Back in June, we reported that El Salvador, the tiny Central American nation known as the home country of many of the migrants who wind up asking for amnesty at the southern border of the US, would become the first country in the world to recognize bitcoin as an official legal tender.
That was weeks ago. Now, the El Salvadoran government is preparing for its new era of relying on bitcoin as its primary means of transacting by installing 200 bitcoin ATMs - which are already popular in the US and in Europe.
President Nayib Bukele shared his plans for the bitcoin rollout via social media on Sunday.
Bukele, who is the principal figure behind the country's push to adopt bitcoin, said El Salvadorans will soon be able to convert their bitcoin to US dollars immediately once bitcoin is recognized as legal tender. To help facilitate this, there will be 200 bitcoin ATMs and also 50 bank branches capable of allowing them to swap their crypto for fiat, and vice-versa.
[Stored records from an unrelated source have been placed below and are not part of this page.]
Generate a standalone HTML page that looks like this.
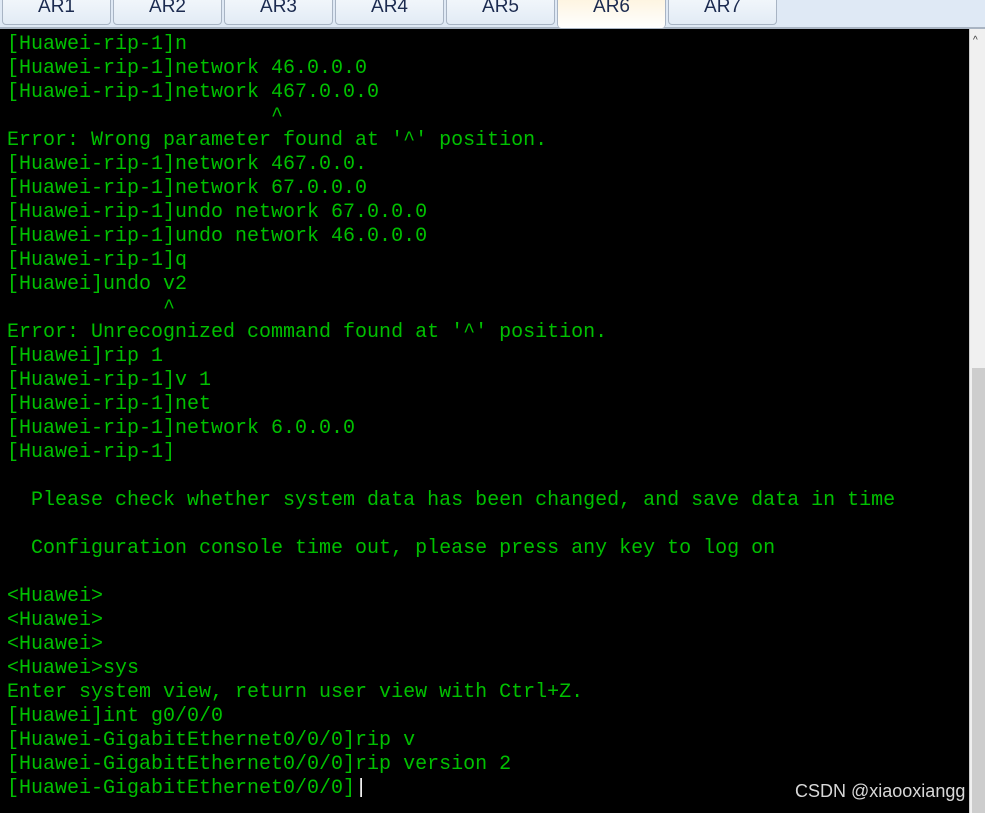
<!DOCTYPE html>
<html><head><meta charset="utf-8"><style>
*{margin:0;padding:0;box-sizing:border-box}
body{width:985px;height:813px;overflow:hidden;background:#000;position:relative;font-family:"Liberation Sans",sans-serif}
.tabs{position:absolute;left:0;top:0;width:985px;height:29px;background:#dfe9f5;border-bottom:2px solid #a9b4c2}
.tab{position:absolute;top:-6px;height:31px;width:109px;border:1px solid #a8b4c4;border-radius:4px;background:linear-gradient(#f4f8fc,#e2ebf5);color:#1c2b50;font-size:19px;text-align:center;line-height:24px}
.tab.act{background:linear-gradient(#fdf3dc,#fff);height:34px;border-bottom:none}
.term{position:absolute;left:0;top:29px;width:969px;height:784px;background:#000;color:#00c000;font-family:"Liberation Mono",monospace;font-size:20px;line-height:24px;padding:4px 0 0 7px;white-space:pre}
.sb{position:absolute;left:969px;top:29px;width:16px;height:784px;background:#f0f0f0;border-left:1px solid #ccc}
.thumb{position:absolute;left:2px;top:339px;width:13px;height:445px;background:#cdcdcd}
.wm{position:absolute;left:795px;top:781px;color:#d8d8d8;font-size:18px}
</style></head><body>
<div class="tabs">
<div class="tab" style="left:2px">AR1</div>
<div class="tab" style="left:113px">AR2</div>
<div class="tab" style="left:224px">AR3</div>
<div class="tab" style="left:335px">AR4</div>
<div class="tab" style="left:446px">AR5</div>
<div class="tab act" style="left:557px">AR6</div>
<div class="tab" style="left:668px">AR7</div>
</div>
<div class="term">[Huawei-rip-1]n
[Huawei-rip-1]network 46.0.0.0
[Huawei-rip-1]network 467.0.0.0
                      ^
Error: Wrong parameter found at '^' position.
[Huawei-rip-1]network 467.0.0.
[Huawei-rip-1]network 67.0.0.0
[Huawei-rip-1]undo network 67.0.0.0
[Huawei-rip-1]undo network 46.0.0.0
[Huawei-rip-1]q
[Huawei]undo v2
             ^
Error: Unrecognized command found at '^' position.
[Huawei]rip 1
[Huawei-rip-1]v 1
[Huawei-rip-1]net
[Huawei-rip-1]network 6.0.0.0
[Huawei-rip-1]

  Please check whether system data has been changed, and save data in time

  Configuration console time out, please press any key to log on

&lt;Huawei&gt;
&lt;Huawei&gt;
&lt;Huawei&gt;
&lt;Huawei&gt;sys
Enter system view, return user view with Ctrl+Z.
[Huawei]int g0/0/0
[Huawei-GigabitEthernet0/0/0]rip v
[Huawei-GigabitEthernet0/0/0]rip version 2
[Huawei-GigabitEthernet0/0/0]<span style="color:#fff">|</span></div>
<div class="sb"><div style="position:absolute;top:6px;left:3px;font-size:10px;color:#333">^</div><div class="thumb"></div></div>
<div class="wm">CSDN @xiaooxiangg</div>
</body></html>
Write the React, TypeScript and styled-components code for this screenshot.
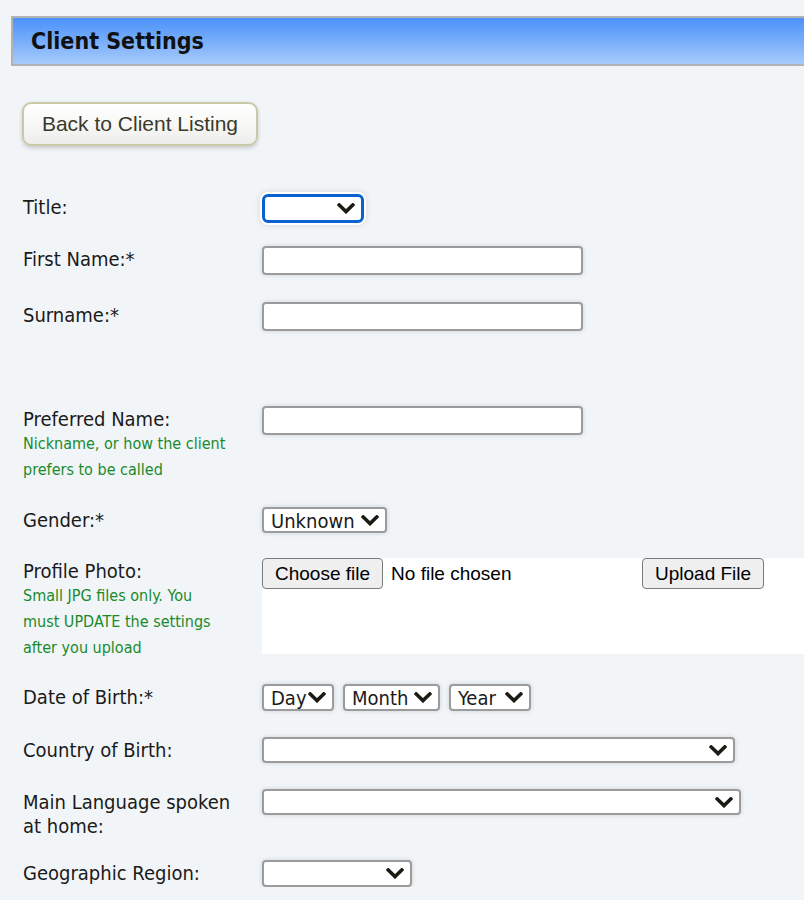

The "Chivo ATMs" (named after the government's official bitcoin wallet, also called "chivo", which is a slang term for "cool") will eventually be "everywhere" Bukele said, allowing El Salvadorans to withdraw cash or make deposits 24 hours a day without paying commissions or paying any fees. The app will also allow Salvadorans abroad to send money - both dollars and bitcoin instantly to their relatives in El Salvador, saving them the hefty commissions that companies like Western Union demand. Fee-free remittances are expected to save the country some $400MM per year.
Transactions will be commission free, he said, adding that there will also be 50 financial branches across the country for withdrawing or depositing money.
Those who refuse to use bitcoin will still have the option of using the US dollar, which will become the country's other official currency.
"What if someone doesn't want to use Bitcoin?" said Bukele. "Don’t download the [Chivo] app and continue living your normal life. Nobody is going to take your dollars...Someone can always queue up at Western Union and pay a commission."
Bukele first announced his plans to make bitcoin legal tender at the Bitcoin 2021 conference in Miami. The bill swiftly passed through the country's legislative assembly, and is now slated to take effect on Sept. 7.
On that day, Salvadorans will be able to download the government-backed Chivo digital wallet, and enter their ID number and receive $30 in bitcoin, according to comments from Finance Minister Alejandro Zelaya, who delivered an interview on a local TV station Monday. The government has also created a $150MM fund to back Bitcoin-to-dollar conversions, he said.
To help further strengthen El Salvador's crypto economy, Bukele has also asked a state-owned geothermal power company to make its facilities available to bitcoin miners.
With crypto prices back on the rise, might the start of El Salvador's big experiment have an impact on crypto markets? Or will Salvadorans overwhelmingly prefer transacting in US dollars instead of the digital currency?